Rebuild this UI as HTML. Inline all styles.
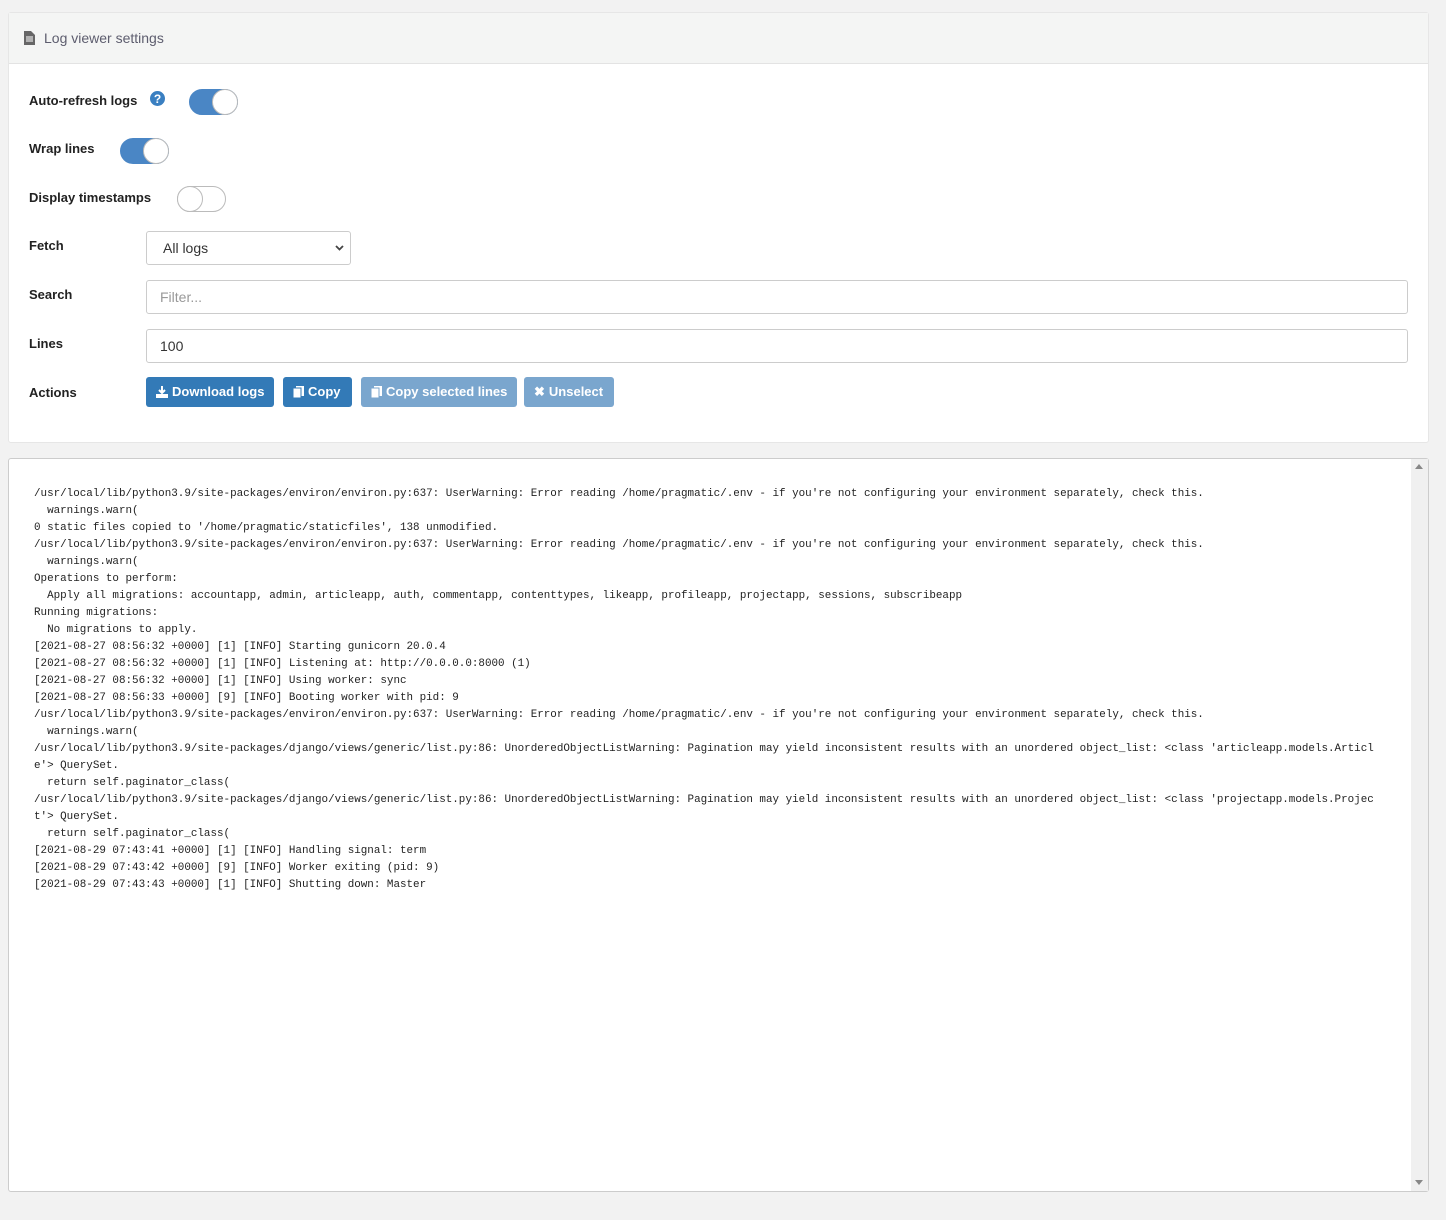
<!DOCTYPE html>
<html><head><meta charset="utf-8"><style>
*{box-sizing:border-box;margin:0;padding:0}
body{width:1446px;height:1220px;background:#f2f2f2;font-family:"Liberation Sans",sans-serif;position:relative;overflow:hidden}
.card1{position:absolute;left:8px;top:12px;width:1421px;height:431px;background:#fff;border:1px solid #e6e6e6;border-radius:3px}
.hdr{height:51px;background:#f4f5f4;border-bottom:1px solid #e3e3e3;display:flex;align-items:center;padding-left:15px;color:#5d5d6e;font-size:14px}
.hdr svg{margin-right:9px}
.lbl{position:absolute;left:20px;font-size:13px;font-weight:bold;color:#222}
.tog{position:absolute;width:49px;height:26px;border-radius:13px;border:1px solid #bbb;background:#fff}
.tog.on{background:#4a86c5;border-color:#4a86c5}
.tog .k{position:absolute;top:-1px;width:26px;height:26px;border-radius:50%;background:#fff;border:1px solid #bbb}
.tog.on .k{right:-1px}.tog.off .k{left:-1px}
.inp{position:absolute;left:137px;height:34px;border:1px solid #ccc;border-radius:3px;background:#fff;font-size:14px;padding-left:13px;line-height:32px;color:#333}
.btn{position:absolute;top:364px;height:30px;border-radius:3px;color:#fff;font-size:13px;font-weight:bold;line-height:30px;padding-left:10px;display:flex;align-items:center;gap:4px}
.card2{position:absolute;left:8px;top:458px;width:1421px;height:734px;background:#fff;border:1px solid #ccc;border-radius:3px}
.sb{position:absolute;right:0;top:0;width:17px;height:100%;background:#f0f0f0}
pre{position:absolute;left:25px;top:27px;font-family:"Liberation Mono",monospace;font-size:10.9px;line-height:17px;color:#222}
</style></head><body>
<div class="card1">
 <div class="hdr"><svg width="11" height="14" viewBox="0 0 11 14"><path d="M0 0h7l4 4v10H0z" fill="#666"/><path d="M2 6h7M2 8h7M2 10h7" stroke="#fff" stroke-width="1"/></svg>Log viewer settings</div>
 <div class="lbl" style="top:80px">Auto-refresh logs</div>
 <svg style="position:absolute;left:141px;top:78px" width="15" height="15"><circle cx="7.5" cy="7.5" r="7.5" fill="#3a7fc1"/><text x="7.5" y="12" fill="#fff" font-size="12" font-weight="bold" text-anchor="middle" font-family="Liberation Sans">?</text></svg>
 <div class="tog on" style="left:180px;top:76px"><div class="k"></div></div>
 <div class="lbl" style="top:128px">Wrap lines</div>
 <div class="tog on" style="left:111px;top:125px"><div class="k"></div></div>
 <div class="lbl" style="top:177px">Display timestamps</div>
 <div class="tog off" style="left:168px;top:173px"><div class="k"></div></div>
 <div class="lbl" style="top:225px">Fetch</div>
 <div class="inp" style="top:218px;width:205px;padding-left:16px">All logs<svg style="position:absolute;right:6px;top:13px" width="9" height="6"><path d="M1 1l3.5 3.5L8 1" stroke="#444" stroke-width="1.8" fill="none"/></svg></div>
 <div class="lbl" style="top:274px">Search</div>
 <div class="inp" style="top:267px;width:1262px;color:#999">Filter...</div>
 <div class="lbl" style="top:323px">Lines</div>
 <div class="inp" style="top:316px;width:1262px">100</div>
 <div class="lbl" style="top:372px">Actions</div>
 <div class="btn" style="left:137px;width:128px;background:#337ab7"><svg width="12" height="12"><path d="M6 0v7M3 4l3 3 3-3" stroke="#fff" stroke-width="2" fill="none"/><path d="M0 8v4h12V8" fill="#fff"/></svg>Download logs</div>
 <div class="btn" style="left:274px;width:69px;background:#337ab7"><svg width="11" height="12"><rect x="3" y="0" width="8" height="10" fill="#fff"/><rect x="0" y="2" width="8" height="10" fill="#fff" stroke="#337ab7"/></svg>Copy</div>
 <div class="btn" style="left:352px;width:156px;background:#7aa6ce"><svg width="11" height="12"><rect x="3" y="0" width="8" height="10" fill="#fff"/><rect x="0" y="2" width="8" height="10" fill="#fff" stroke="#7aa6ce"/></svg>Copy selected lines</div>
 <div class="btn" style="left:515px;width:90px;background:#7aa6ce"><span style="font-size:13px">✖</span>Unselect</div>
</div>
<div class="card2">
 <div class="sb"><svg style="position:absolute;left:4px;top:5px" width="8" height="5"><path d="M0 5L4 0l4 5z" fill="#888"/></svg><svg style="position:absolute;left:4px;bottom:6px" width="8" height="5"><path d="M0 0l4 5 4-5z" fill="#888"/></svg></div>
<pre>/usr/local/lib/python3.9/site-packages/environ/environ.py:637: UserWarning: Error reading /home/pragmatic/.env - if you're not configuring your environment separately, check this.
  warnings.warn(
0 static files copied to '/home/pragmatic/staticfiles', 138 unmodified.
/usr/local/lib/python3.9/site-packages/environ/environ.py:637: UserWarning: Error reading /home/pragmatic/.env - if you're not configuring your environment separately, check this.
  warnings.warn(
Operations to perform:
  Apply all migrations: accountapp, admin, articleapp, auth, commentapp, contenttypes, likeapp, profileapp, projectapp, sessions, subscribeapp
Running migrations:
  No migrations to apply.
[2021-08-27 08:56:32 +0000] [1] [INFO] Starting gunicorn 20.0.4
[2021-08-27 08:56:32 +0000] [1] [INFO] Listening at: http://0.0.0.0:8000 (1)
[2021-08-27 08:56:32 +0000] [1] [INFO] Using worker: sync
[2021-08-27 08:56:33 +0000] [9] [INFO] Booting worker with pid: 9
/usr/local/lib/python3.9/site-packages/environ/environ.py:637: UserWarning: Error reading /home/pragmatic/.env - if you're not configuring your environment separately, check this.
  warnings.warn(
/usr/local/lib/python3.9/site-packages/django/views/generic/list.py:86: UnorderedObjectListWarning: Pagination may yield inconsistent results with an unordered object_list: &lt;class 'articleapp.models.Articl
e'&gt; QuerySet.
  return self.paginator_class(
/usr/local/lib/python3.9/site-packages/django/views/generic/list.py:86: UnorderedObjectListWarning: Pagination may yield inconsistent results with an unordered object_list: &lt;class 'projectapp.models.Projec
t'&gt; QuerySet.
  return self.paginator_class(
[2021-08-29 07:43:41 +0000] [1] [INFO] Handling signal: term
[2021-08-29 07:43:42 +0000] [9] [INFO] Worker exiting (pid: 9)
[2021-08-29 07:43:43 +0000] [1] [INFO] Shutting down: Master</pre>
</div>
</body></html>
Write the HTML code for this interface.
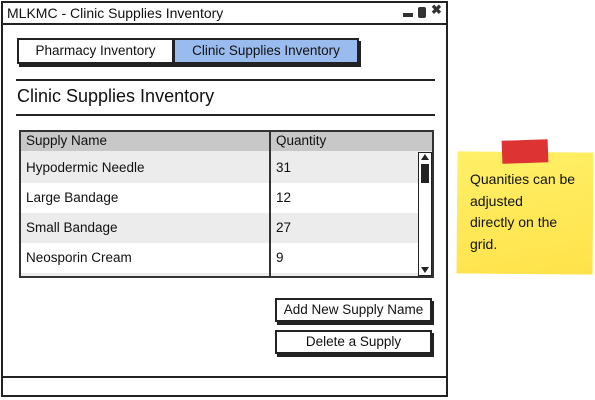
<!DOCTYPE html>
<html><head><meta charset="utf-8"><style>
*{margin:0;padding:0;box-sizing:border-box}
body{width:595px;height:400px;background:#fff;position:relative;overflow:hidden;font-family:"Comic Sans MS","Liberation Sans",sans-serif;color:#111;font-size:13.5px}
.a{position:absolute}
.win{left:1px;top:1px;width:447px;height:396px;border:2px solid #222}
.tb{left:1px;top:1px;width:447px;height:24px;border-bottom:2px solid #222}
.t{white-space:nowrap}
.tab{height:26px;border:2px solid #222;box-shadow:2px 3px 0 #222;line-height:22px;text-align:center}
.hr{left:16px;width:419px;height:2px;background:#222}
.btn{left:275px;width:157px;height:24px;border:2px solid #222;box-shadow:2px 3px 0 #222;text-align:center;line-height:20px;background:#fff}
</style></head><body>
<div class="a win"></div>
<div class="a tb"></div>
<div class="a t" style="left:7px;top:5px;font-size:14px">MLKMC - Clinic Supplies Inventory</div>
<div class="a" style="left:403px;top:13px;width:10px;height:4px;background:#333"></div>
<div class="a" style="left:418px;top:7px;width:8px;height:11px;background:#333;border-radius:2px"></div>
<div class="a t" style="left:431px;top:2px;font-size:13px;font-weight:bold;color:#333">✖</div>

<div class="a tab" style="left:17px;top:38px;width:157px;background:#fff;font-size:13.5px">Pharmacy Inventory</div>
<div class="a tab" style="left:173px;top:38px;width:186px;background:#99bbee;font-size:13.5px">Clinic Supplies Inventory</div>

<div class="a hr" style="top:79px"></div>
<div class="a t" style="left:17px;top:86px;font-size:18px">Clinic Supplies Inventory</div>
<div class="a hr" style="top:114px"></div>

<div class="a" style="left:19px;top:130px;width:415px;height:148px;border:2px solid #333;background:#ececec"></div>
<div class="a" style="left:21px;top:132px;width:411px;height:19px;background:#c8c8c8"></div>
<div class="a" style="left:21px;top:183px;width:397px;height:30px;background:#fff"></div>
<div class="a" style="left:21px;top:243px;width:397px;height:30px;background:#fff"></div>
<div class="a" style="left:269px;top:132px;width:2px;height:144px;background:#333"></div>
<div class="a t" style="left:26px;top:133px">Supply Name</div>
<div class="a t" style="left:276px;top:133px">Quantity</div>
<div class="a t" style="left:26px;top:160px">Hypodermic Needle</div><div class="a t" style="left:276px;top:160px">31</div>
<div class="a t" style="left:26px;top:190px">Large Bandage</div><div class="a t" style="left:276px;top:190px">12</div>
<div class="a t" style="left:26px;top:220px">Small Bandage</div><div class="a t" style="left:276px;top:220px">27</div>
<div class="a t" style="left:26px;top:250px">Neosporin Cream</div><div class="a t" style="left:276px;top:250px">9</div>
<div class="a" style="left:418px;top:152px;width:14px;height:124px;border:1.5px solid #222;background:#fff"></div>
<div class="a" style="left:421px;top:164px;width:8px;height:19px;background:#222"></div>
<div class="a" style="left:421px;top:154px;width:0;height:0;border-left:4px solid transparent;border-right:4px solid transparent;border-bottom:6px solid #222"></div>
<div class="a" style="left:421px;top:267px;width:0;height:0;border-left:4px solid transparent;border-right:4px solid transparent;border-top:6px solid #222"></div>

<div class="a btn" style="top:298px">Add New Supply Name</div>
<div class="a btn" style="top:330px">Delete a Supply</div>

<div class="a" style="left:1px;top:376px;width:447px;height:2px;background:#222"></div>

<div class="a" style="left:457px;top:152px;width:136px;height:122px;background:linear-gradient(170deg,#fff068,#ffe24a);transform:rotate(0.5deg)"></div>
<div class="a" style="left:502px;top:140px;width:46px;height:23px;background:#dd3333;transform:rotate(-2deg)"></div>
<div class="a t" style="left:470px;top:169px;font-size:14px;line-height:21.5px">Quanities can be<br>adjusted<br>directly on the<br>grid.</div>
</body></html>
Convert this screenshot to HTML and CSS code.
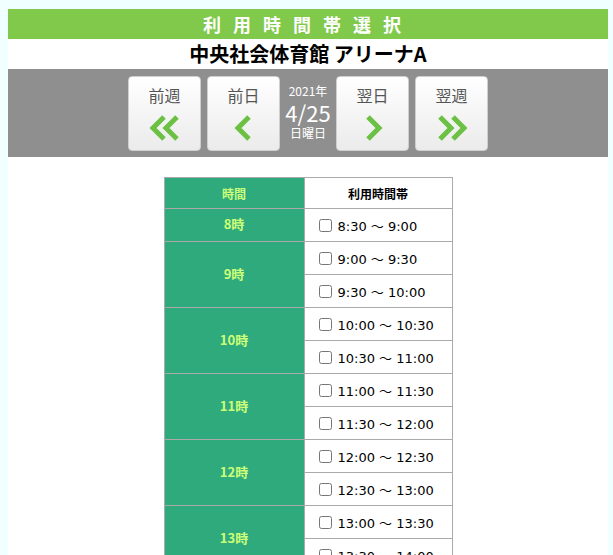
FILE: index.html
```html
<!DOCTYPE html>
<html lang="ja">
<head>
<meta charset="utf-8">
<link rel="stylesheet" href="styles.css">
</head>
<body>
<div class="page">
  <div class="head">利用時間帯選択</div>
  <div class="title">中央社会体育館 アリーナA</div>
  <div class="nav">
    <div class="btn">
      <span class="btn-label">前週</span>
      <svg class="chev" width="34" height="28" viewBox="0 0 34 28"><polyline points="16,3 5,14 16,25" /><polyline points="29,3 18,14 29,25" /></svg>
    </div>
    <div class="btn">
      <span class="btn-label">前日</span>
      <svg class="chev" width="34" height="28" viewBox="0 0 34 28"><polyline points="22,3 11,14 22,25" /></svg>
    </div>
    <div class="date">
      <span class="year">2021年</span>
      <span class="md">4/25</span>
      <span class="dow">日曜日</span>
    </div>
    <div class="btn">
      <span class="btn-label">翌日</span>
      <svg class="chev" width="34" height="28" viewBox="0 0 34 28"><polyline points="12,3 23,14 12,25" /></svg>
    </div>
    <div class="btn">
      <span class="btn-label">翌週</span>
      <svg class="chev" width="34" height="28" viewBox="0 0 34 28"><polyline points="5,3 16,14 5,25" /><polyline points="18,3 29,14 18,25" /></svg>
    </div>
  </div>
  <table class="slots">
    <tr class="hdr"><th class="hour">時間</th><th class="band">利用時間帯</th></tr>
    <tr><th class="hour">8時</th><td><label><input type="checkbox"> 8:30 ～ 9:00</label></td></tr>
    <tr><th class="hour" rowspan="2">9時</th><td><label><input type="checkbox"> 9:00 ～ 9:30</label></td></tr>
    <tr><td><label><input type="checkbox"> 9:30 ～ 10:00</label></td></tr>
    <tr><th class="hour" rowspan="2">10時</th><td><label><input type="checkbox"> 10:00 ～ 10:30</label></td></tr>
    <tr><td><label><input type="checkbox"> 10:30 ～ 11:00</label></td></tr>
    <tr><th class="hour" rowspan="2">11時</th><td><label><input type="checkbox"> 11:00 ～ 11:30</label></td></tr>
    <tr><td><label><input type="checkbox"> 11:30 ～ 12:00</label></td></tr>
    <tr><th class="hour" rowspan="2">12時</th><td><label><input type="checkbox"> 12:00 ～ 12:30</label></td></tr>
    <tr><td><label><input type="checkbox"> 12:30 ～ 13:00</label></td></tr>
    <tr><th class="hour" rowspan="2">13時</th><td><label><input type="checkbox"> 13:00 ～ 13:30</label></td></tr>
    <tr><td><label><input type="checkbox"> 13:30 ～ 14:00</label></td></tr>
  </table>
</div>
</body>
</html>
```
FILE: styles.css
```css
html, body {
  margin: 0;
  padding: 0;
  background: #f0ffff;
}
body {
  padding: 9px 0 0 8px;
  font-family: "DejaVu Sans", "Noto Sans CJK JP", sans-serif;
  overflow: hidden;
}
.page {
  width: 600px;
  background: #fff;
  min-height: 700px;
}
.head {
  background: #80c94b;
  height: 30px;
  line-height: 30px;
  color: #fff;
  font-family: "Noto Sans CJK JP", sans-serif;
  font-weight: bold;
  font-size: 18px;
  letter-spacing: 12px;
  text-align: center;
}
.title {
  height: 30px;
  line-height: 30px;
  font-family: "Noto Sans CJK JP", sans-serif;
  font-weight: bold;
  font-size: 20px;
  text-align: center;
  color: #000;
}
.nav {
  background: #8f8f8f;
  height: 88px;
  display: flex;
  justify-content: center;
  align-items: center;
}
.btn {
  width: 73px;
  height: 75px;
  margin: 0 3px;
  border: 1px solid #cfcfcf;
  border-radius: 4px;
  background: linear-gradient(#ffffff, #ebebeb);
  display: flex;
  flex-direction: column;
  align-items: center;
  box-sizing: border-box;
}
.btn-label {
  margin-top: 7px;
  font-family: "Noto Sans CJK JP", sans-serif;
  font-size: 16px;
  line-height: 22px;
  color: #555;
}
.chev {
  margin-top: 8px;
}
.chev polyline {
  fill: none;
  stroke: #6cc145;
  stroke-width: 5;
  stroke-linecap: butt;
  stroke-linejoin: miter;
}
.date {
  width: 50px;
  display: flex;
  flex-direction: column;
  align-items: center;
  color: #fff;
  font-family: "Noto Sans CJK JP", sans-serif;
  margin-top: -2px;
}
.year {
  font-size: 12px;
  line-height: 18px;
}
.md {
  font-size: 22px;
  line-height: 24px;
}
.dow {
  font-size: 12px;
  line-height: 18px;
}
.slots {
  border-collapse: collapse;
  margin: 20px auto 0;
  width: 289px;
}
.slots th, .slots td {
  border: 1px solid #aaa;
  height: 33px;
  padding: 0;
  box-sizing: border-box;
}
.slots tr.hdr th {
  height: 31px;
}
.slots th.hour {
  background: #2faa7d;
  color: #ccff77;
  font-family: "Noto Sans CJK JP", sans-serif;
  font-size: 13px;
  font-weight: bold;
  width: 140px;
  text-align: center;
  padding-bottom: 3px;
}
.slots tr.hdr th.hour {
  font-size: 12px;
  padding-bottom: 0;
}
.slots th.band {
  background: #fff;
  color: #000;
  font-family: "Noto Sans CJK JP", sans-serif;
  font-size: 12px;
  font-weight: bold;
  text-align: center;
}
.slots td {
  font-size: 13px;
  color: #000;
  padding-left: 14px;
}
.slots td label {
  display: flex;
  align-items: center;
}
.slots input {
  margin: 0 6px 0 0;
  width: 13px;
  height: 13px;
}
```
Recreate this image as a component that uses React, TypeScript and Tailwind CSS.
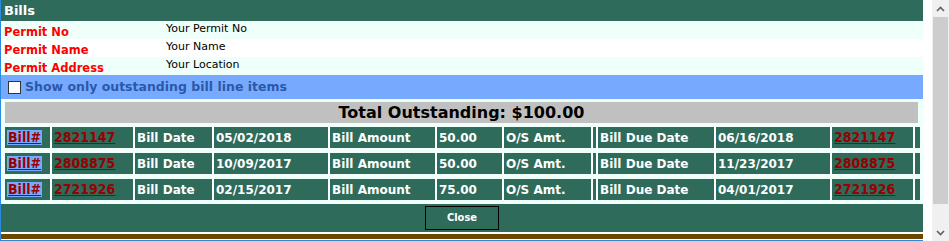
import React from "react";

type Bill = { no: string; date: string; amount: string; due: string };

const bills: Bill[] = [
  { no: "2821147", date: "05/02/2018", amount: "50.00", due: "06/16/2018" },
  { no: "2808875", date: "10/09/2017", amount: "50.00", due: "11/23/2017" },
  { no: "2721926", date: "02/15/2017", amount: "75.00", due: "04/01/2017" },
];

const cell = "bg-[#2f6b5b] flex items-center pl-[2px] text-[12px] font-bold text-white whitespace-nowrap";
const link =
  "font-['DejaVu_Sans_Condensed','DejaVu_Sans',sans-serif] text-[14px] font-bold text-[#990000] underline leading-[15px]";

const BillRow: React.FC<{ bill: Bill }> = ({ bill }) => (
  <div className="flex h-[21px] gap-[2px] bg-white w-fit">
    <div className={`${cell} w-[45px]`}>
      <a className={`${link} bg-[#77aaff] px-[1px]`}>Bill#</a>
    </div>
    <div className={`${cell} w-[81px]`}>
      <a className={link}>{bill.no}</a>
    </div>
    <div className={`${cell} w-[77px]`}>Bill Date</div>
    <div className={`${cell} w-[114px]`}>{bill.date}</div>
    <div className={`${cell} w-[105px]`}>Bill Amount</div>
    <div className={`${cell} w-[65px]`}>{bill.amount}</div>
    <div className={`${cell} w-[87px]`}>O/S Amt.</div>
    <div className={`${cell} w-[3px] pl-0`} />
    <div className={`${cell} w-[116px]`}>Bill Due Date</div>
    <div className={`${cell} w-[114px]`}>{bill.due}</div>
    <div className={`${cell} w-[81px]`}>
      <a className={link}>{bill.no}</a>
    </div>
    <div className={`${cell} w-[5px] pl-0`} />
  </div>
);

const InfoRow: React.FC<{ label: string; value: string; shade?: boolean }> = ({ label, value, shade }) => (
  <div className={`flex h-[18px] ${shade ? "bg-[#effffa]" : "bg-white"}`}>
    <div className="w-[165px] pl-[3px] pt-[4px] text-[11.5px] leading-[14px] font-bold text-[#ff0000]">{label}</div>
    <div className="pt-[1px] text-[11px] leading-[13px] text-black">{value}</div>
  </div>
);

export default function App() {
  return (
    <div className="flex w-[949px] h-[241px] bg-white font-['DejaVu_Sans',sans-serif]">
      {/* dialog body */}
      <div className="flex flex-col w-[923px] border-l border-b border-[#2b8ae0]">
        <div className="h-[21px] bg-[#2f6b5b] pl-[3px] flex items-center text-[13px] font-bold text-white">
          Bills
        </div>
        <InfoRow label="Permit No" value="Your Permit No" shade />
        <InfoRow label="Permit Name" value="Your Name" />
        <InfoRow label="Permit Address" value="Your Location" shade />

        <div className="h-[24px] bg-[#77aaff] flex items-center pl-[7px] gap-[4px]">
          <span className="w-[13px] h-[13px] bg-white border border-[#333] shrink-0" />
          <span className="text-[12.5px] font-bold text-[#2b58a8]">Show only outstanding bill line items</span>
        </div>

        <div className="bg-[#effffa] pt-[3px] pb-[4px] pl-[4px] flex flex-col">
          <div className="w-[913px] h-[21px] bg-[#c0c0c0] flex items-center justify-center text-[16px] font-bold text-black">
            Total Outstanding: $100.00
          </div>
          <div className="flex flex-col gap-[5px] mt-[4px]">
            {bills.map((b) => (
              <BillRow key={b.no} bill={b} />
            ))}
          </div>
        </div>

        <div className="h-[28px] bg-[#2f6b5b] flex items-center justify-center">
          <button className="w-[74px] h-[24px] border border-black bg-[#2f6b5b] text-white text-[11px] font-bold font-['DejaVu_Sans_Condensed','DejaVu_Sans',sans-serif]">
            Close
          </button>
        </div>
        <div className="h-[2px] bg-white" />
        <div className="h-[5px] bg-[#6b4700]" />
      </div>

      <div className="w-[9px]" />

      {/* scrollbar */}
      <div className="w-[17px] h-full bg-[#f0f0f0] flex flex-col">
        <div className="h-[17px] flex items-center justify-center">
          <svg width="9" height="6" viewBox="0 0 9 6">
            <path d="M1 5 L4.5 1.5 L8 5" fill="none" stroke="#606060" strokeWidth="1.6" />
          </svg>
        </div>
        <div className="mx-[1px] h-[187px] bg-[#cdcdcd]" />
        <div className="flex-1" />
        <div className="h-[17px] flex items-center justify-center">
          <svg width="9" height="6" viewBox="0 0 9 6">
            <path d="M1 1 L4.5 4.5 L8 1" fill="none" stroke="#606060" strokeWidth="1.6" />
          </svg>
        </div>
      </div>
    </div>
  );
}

####

● **DIRECTIONS FOR THIS TASK**
Give nothing but the count of lines in the listing above that hold the string "code".

● **FINAL RESULT**
2